Two steps backWith Covid cases steadily rising, this is just about the worst time to cut the country’s health budget.
A famous and controversial Russian ideologue named Vladimir Lenin, idolised by many Nepali leaders of the left, including current Prime Minister Pushpa Kamal Dahal, is known to have said that it is sometimes necessary to take one step backwards to take two steps forward. Lenin also wrote a book titled One Step Forward, Two Steps Back on the crisis in the Russian Social Democratic Labour Party at the time. While these phrases have deep ideological meanings and political contexts, leaders on this side of the world seem to take them at face value and practise what they should not: Move backwards rather than forward. So trust Nepali political and bureaucratic honchos to find every way possible to take the country backwards at the slightest opportunity. What else explains the impending cuts in the health budget for the upcoming fiscal year (2023-24)?

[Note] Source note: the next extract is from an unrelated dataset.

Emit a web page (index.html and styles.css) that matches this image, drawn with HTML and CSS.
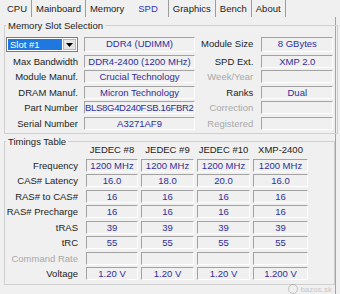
FILE: index.html
```html
<!DOCTYPE html>
<html lang="en">
<head>
<meta charset="UTF-8">
<meta name="viewport" content="width=device-width, initial-scale=1.0">
<title>SPD</title>
<link rel="stylesheet" href="styles.css">
</head>
<body>

<div class="tabs">
  <span class="tab">CPU</span>
  <span class="tab">Mainboard</span>
  <span class="tab prev">Memory</span>
  <span class="tab active">SPD</span>
  <span class="tab">Graphics</span>
  <span class="tab">Bench</span>
  <span class="tab">About</span>
</div>

<div class="panel">
  <fieldset class="group slot-group">
    <legend>Memory Slot Selection</legend>
    <div class="slot-grid">
      <div class="combo">
        <span class="combo-value">Slot #1</span>
        <span class="combo-btn">
          <svg width="7" height="4" viewBox="0 0 7 4"><path d="M0 0h7L3.5 4z" fill="#000"/></svg>
        </span>
      </div>
      <div class="field">DDR4 (UDIMM)</div>
      <div class="label right">Module Size</div>
      <div class="field">8 GBytes</div>

      <div class="label">Max Bandwidth</div>
      <div class="field">DDR4-2400 (1200 MHz)</div>
      <div class="label right">SPD Ext.</div>
      <div class="field">XMP 2.0</div>

      <div class="label">Module Manuf.</div>
      <div class="field">Crucial Technology</div>
      <div class="label right dim">Week/Year</div>
      <div class="field"></div>

      <div class="label">DRAM Manuf.</div>
      <div class="field">Micron Technology</div>
      <div class="label right">Ranks</div>
      <div class="field">Dual</div>

      <div class="label">Part Number</div>
      <div class="field tight">BLS8G4D240FSB.16FBR2</div>
      <div class="label right dim">Correction</div>
      <div class="field"></div>

      <div class="label">Serial Number</div>
      <div class="field">A3271AF9</div>
      <div class="label right dim">Registered</div>
      <div class="field"></div>
    </div>
  </fieldset>

  <fieldset class="group timings-group">
    <legend>Timings Table</legend>
    <div class="timings-grid">
      <div></div>
      <div class="head">JEDEC #8</div>
      <div class="head">JEDEC #9</div>
      <div class="head">JEDEC #10</div>
      <div class="head">XMP-2400</div>

      <div class="label">Frequency</div>
      <div class="field">1200 MHz</div>
      <div class="field">1200 MHz</div>
      <div class="field">1200 MHz</div>
      <div class="field">1200 MHz</div>

      <div class="label">CAS# Latency</div>
      <div class="field">16.0</div>
      <div class="field">18.0</div>
      <div class="field">20.0</div>
      <div class="field">16.0</div>

      <div class="label">RAS# to CAS#</div>
      <div class="field">16</div>
      <div class="field">16</div>
      <div class="field">16</div>
      <div class="field">16</div>

      <div class="label">RAS# Precharge</div>
      <div class="field">16</div>
      <div class="field">16</div>
      <div class="field">16</div>
      <div class="field">16</div>

      <div class="label">tRAS</div>
      <div class="field">39</div>
      <div class="field">39</div>
      <div class="field">39</div>
      <div class="field">39</div>

      <div class="label">tRC</div>
      <div class="field">55</div>
      <div class="field">55</div>
      <div class="field">55</div>
      <div class="field">55</div>

      <div class="label dim">Command Rate</div>
      <div class="field"></div>
      <div class="field"></div>
      <div class="field"></div>
      <div class="field"></div>

      <div class="label">Voltage</div>
      <div class="field">1.20 V</div>
      <div class="field">1.20 V</div>
      <div class="field">1.20 V</div>
      <div class="field">1.200 V</div>
    </div>
  </fieldset>

  <!-- watermark from the photo -->
  <div class="watermark"><span class="wm-logo"></span>bazos.sk</div>
</div>

</body>
</html>
```

FILE: styles.css
```css
body {
  margin: 0;
  width: 340px;
  height: 294px;
  overflow: hidden;
  background-color: #f0f0f0;
  color: #1c1c1c;
  font-family: "Liberation Sans", Arial, sans-serif;
  font-size: 9.5px;
}

/* tab strip */
.tabs {
  display: flex;
  height: 17px;
  padding-left: 3px;
}

.tab {
  padding: 2px 4px 0;
  line-height: 13px;
  border-right: 1px solid #9c9c9c;
}

.tab.prev {
  border-right: none;
}

.tab.active {
  padding: 2px 10px 0;
  color: #3434c8;
}

.panel {
  position: relative;
  width: 336px;
  height: 277px;
  padding-top: 2px;
  box-sizing: border-box;
  border-right: 1px solid #a4a4a4;
}

/* group boxes */
.group {
  width: 331px;
  margin: 0 0 0 4px;
  box-sizing: border-box;
  border: 1px solid #d0d0d0;
}

.group legend {
  padding: 0 2px;
  line-height: 13px;
}

.slot-group {
  padding: 5px 4px 3px 1px;
}

.timings-group {
  margin-top: 1.5px;
  padding: 0 4px 4px 1px;
}

.slot-grid {
  display: grid;
  grid-template-columns: 72px 111px 1fr 72px;
  grid-template-rows: 15px repeat(5, 13px);
  column-gap: 6px;
  row-gap: 2.5px;
}

.timings-grid {
  display: grid;
  grid-template-columns: 77px 52px 53px 53px 55px;
  grid-template-rows: 12px repeat(8, 13px);
  column-gap: 3px;
  row-gap: 2.5px;
  margin-top: -4px;
}

.label {
  text-align: right;
  line-height: 13px;
  white-space: nowrap;
}

.label.right {
  padding-right: 2px;
}

.timings-grid .label {
  padding-right: 5px;
}

.label.dim {
  color: #a8a8a8;
}

.head {
  text-align: center;
  line-height: 12px;
  white-space: nowrap;
}

.field {
  border: 1px solid;
  border-color: #a2a2a2 #ffffff #ffffff #a2a2a2;
  color: #2e2e9e;
  text-align: center;
  line-height: 11px;
  white-space: nowrap;
  overflow: hidden;
}

.field.tight {
  letter-spacing: -0.3px;
  text-align: left;
}

/* slot combo box */
.combo {
  display: flex;
  padding: 1px;
  border: 1px solid #7a7a7a;
  background-color: #ffffff;
}

.combo-value {
  flex: 1;
  padding-left: 2px;
  line-height: 11px;
  background-color: #1f78e0;
  color: #ffffff;
}

.combo-btn {
  display: flex;
  align-items: center;
  justify-content: center;
  width: 13px;
  margin-left: 1px;
  background-color: #e4e4e4;
  border: 1px solid #b8b8b8;
  box-sizing: border-box;
}

.watermark {
  position: absolute;
  right: 3px;
  bottom: 0;
  display: flex;
  align-items: center;
  gap: 2px;
  color: rgba(110, 110, 110, 0.35);
  font-size: 8px;
}

.wm-logo {
  width: 8px;
  height: 8px;
  border-radius: 50%;
  border: 1px solid rgba(110, 110, 110, 0.35);
}
```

As per sources at the Health Ministry, the government plans to cut the health budget by up to 42 percent. If this plan materialises, it will impede the effective implementation of many of the ministry’s programmes, including, but not limited to, maternal health, routine child health immunisation, nutrition, HIV, tuberculosis, ayurveda and alternative medicines, epidemic control, and control of non-communicable diseases and mental health. The massive slashing of the budget will be a coup de grace for the already ailing health sector that every year sees localised health emergencies such as dengue, cholera and diarrhoea, in addition to other outbreaks. The dengue crisis last year exemplified the government’s inability to prepare for a health emergency; it might be repeated this time due to its inability to learn from that bitter experience.

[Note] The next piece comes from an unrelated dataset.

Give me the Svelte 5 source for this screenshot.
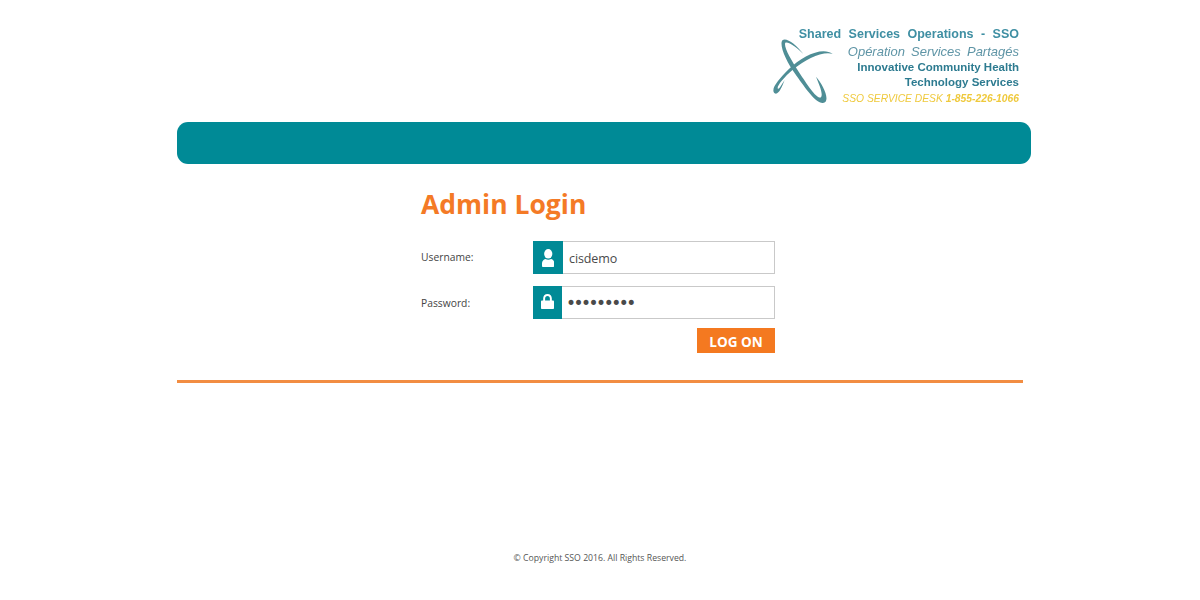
<script>
  let username = $state("cisdemo")
  let password = $state("123456789")
</script>

<div class="page">
  <header class="top">
    <div class="logo">
      <svg class="mark" viewBox="0 0 225 240" aria-hidden="true">
        <path d="M112 72C92 45 62 22 50 30C38 42 58 92 92 138C122 180 158 232 178 216C190 202 168 160 150 140C160 165 172 192 165 202C152 208 125 165 100 128C74 88 52 50 58 38C68 34 95 55 112 72Z" />
        <path d="M200 72C170 48 108 78 68 118C38 148 12 178 26 190C38 196 48 170 56 150C46 165 40 178 36 176C30 172 50 145 82 118C118 88 172 62 200 72Z" />
      </svg>
      <div class="logo-text">
        <div class="l1">Shared Services Operations - SSO</div>
        <div class="l2">Opération Services Partagés</div>
        <div class="l3">Innovative Community Health</div>
        <div class="l3">Technology Services</div>
        <div class="l5">SSO SERVICE DESK <b>1-855-226-1066</b></div>
      </div>
    </div>
  </header>

  <div class="bar"></div>

  <main class="login">
    <h1>Admin Login</h1>
    <form class="fields" onsubmit={(e) => e.preventDefault()}>
      <label for="user">Username:</label>
      <div class="field">
        <span class="ico">
          <svg viewBox="0 0 11 17" width="12.500" height="18" preserveAspectRatio="none" aria-hidden="true">
            <ellipse cx="5.500" cy="4.500" rx="3.600" ry="4.500" />
            <path d="M1 17C0.300 17 0 16.600 0 15.500V13.500C0 11.500 1.500 10 3 9.500C4.500 10.500 6.500 10.500 8 9.500C9.500 10 11 11.500 11 13.500V15.500C11 16.600 10.700 17 10 17Z" />
          </svg>
        </span>
        <input id="user" type="text" bind:value={username} />
      </div>

      <label class="pw" for="pass">Password:</label>
      <div class="field">
        <span class="ico ico-lock">
          <svg viewBox="0 0 12 14" width="13" height="15" preserveAspectRatio="none" aria-hidden="true">
            <path d="M1 6H2V4.200C2 1.700 3.500 0 6 0C8.500 0 10 1.700 10 4.200V6H11C11.600 6 12 6.400 12 7V13C12 13.600 11.600 14 11 14H1C0.400 14 0 13.600 0 13V7C0 6.400 0.400 6 1 6ZM3.800 6H8.200V4.200C8.200 2.700 7.400 1.800 6 1.800C4.600 1.800 3.800 2.700 3.800 4.200Z" fill-rule="evenodd" />
          </svg>
        </span>
        <input id="pass" type="password" bind:value={password} />
      </div>

      <button type="submit">LOG ON</button>
    </form>
  </main>

  <hr />

  <footer>© Copyright SSO 2016. All Rights Reserved.</footer>
</div>

<style>
  :global(body) {
    background: #fff;
    font-family: "Open Sans", "Liberation Sans", sans-serif;
  }

  .page {
    width: 846px;
    margin: 0 auto;
    height: 600px;
    box-sizing: border-box;
  }

  .top {
    height: 122px;
    display: flex;
    justify-content: flex-end;
    padding-right: 4px;
    box-sizing: border-box;
  }

  .logo {
    display: flex;
    align-items: flex-start;
    padding-top: 26px;
    font-family: "Liberation Sans", Arial, sans-serif;
    filter: blur(0.35px);
  }

  .mark {
    width: 75px;
    height: 80px;
    margin: 4px -42px 0 0;
    fill: #4f8e96;
  }

  .logo-text {
    text-align: right;
    white-space: nowrap;
  }

  .l1 {
    font-size: 12.500px;
    line-height: 16px;
    font-weight: bold;
    word-spacing: 4px;
    color: #3f8fa3;
  }

  .l2 {
    font-size: 13px;
    line-height: 17px;
    padding-top: 1px;
    font-style: italic;
    word-spacing: 2.500px;
    color: #5f95a6;
  }

  .l3 {
    font-size: 11.500px;
    line-height: 15px;
    font-weight: bold;
    color: #2d7b90;
  }

  .l5 {
    font-size: 10.300px;
    line-height: 17px;
    font-style: italic;
    color: #efc93c;
  }

  .bar {
    width: 854px;
    height: 42px;
    background: #008a96;
    border-radius: 11px;
  }

  .login {
    margin-left: 244px;
    width: 354px;
    height: 216px;
  }

  h1 {
    margin: 0;
    padding-top: 23px;
    font-size: 26.500px;
    line-height: 34px;
    font-weight: 700;
    color: #f47a26;
  }

  .fields {
    margin-top: 20px;
    display: grid;
    grid-template-columns: 112px 242px;
    row-gap: 12px;
    align-items: center;
  }

  label {
    font-size: 10.300px;
    color: #444;
    margin-top: -1px;
  }

  .pw {
    margin-top: 1px;
  }

  .field {
    display: flex;
    height: 33px;
    box-sizing: border-box;
    border: 1px solid #c9c9c9;
    border-left: 0;
  }

  .ico {
    width: 30px;
    margin: -1px 0;
    flex: none;
    display: flex;
    align-items: center;
    justify-content: center;
    background: #008a96;
    fill: #fff;
  }

  .ico-lock {
    width: 29px;
    padding-bottom: 2px;
    box-sizing: border-box;
  }

  input {
    flex: 1;
    min-width: 0;
    border: 0;
    outline: 0;
    padding: 2px 6px 0;
    font-family: "Open Sans", "Liberation Sans", sans-serif;
    font-size: 12.500px;
    letter-spacing: -0.100px;
    color: #4a4a4a;
    background: #fff;
  }

  #pass {
    padding: 0 0 0 4px;
    font-family: "DejaVu Sans", sans-serif;
    font-size: 17px;
    letter-spacing: -2.500px;
  }

  button {
    grid-column: 2;
    justify-self: end;
    margin-top: -3px;
    width: 78px;
    height: 25px;
    padding: 2px 0 0;
    border: 0;
    background: #f47920;
    color: #fff;
    font-family: "Open Sans", "Liberation Sans", sans-serif;
    font-size: 13.500px;
    font-weight: 700;
  }

  hr {
    margin: 0;
    height: 3px;
    border: 0;
    background: #f28d42;
  }

  footer {
    margin-top: 169px;
    text-align: center;
    font-size: 8.700px;
    line-height: 12px;
    color: #555;
  }
</style>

And if the officials at the Finance Ministry, the authority responsible for budget allocation, haven’t had the time to read the papers as they rush to finalise the budget, the Covid-19 pandemic is again cresting as transmission rates rise. A whopping 106 persons have contracted Covid-19, and one patient has died of virus-related complications in the past 24 hours in the country, in what is a clear sign of an impending health crisis. In fact, the numbers might be much higher, as many patients are known to stay home without getting any tests done unless they feel compelled, for example by acute respiratory complications. This makes doctors suspect that the virus is spreading rapidly in communities. At this delicate juncture, the government should be thinking of increasing the health budget, not trimming it. After all, what can be more important than people’s health?

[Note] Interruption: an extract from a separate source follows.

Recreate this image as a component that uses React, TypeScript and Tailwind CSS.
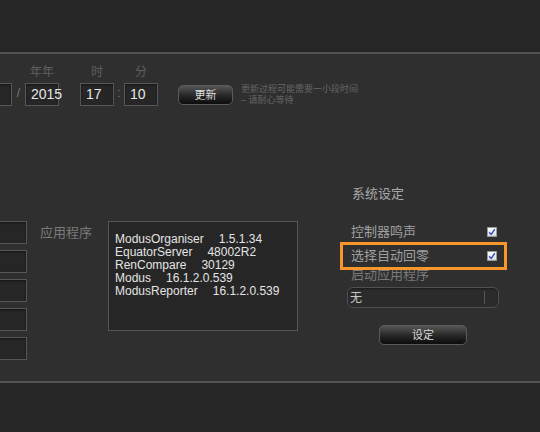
import React from "react";

const font = "font-['Liberation_Sans','Noto_Sans_CJK_SC',sans-serif]";

const apps = [
  ["ModusOrganiser", "1.5.1.34"],
  ["EquatorServer", "48002R2"],
  ["RenCompare", "30129"],
  ["Modus", "16.1.2.0.539"],
  ["ModusReporter", "16.1.2.0.539"],
];

function Field({ value, className = "" }: { value?: string; className?: string }) {
  return (
    <div
      className={`h-[23px] border border-[#575757] bg-[#262626] pl-[5px] text-[14px] leading-[21px] text-[#e6e6e6] shadow-[inset_0_1px_2px_rgba(0,0,0,0.5)] ${className}`}
    >
      {value}
    </div>
  );
}

function DarkButton({ label, className = "" }: { label: string; className?: string }) {
  return (
    <button
      className={`h-[20px] rounded-[5px] border border-[#5a5a5a] bg-gradient-to-b from-[#575757] via-[#2a2a2a] to-[#0c0c0c] text-[11px] leading-[18px] text-[#dcdcdc] ${className}`}
    >
      {label}
    </button>
  );
}

function Check() {
  return (
    <span className="flex h-[10px] w-[10px] items-center justify-center border border-[#9a9a9a] bg-gradient-to-b from-[#ffffff] to-[#d8dbe2]">
      <svg width="8" height="8" viewBox="0 0 8 8" fill="none">
        <path d="M1.2 4.2 3.2 6.4 6.9 1.2" stroke="#2f4fb8" strokeWidth="1.4" />
      </svg>
    </span>
  );
}

export default function App() {
  return (
    <div className={`h-[432px] w-[540px] overflow-hidden bg-[#262626] ${font}`}>
      <div className="h-[52px]" />
      <div className="h-[331px] overflow-hidden border-y-2 border-[#525252] bg-[#2f2f2f]">
        {/* date / time row */}
        <div className="flex items-end pt-[10px]">
          <div className="-ml-[22px] flex w-[34px] flex-col">
            <Field />
          </div>
          <span className="mb-[4px] w-[13px] text-center text-[12px] text-[#777]">/</span>
          <div className="flex w-[34px] flex-col items-center">
            <span className="mb-[3px] text-[12px] leading-[16px] text-[#5f5f5f]">年年</span>
            <Field value="2015" className="w-full" />
          </div>
          <div className="ml-[21px] flex w-[34px] flex-col items-center">
            <span className="mb-[3px] text-[12px] leading-[16px] text-[#5f5f5f]">时</span>
            <Field value="17" className="w-full" />
          </div>
          <span className="mb-[4px] w-[10px] text-center text-[12px] text-[#777]">:</span>
          <div className="flex w-[34px] flex-col items-center">
            <span className="mb-[3px] text-[12px] leading-[16px] text-[#5f5f5f]">分</span>
            <Field value="10" className="w-full" />
          </div>
          <DarkButton label="更新" className="mb-[1px] ml-[20px] w-[55px]" />
          <div className="ml-[8px] text-[9px] leading-[11px] text-[#666]">
            <div>更新过程可能需要一小段时间</div>
            <div>– 请耐心等待</div>
          </div>
        </div>

        {/* lower section */}
        <div className="mt-[78px] flex">
          <div className="flex pt-[37px]">
            <div className="-ml-[20px] flex w-[47px] flex-col gap-[6px]">
              <Field />
              <Field />
              <Field />
              <Field />
              <Field />
            </div>
            <span className="ml-[13px] w-[68px] pt-[3px] text-[13px] leading-[18px] text-[#7a7a7a]">应用程序</span>
            <div className="h-[110px] w-[190px] border border-[#575757] bg-[#262626] pl-[6px] pt-[11px] text-[12px] leading-[13px] text-[#e4e4e4]">
              {apps.map(([name, ver]) => (
                <div key={name} className="whitespace-nowrap">
                  {name}
                  <span className="ml-[15px]">{ver}</span>
                </div>
              ))}
            </div>
          </div>

          {/* system settings */}
          <div className="relative ml-[49px] flex w-[152px] flex-col">
            <span className="pl-[5px] text-[13px] leading-[20px] text-[#a8a8a8]">系统设定</span>
            <div className="mt-[18px] flex h-[20px] items-center justify-between pl-[4px] pr-[2px]">
              <span className="text-[13px] text-[#a0a0a0]">控制器鸣声</span>
              <Check />
            </div>
            <div className="mt-[4px] flex h-[20px] items-center justify-between pl-[4px] pr-[2px]">
              <span className="text-[13px] text-[#a0a0a0]">选择自动回零</span>
              <Check />
            </div>
            <span className="h-[18px] pl-[4px] text-[13px] leading-[18px] text-[#7a7a7a]">启动应用程序</span>
            <div className="mt-[3px] flex h-[21px] items-center rounded-[6px] border border-[#505050] bg-[#2b2b2b] pl-[2px] pr-[13px] shadow-[inset_0_1px_2px_rgba(0,0,0,0.4)]">
              <span className="flex-1 text-[12px] text-[#c8c8c8]">无</span>
              <span className="h-[13px] w-px bg-[#555]" />
            </div>
            <DarkButton label="设定" className="mx-auto mt-[17px] w-[88px]" />

            {/* highlight frame around the auto-home row */}
            <div className="absolute left-[-7px] top-[58px] h-[28px] w-[167px] border-[3px] border-[#f7962a]" />
          </div>
        </div>
      </div>
    </div>
  );
}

The long lull in Covid-19 cases after the major spike early last year has resulted in massive shutdowns of Covid centres, layoffs of staff hired for inoculation, and a casual approach among health sector stakeholders. The proposed budget cuts will not just add to their leniency but also render them helpless even if they want to act in case of a spike in case number. The government should find ways to ensure that we do not go backwards and undo years, even decades, of efforts to improve healthcare.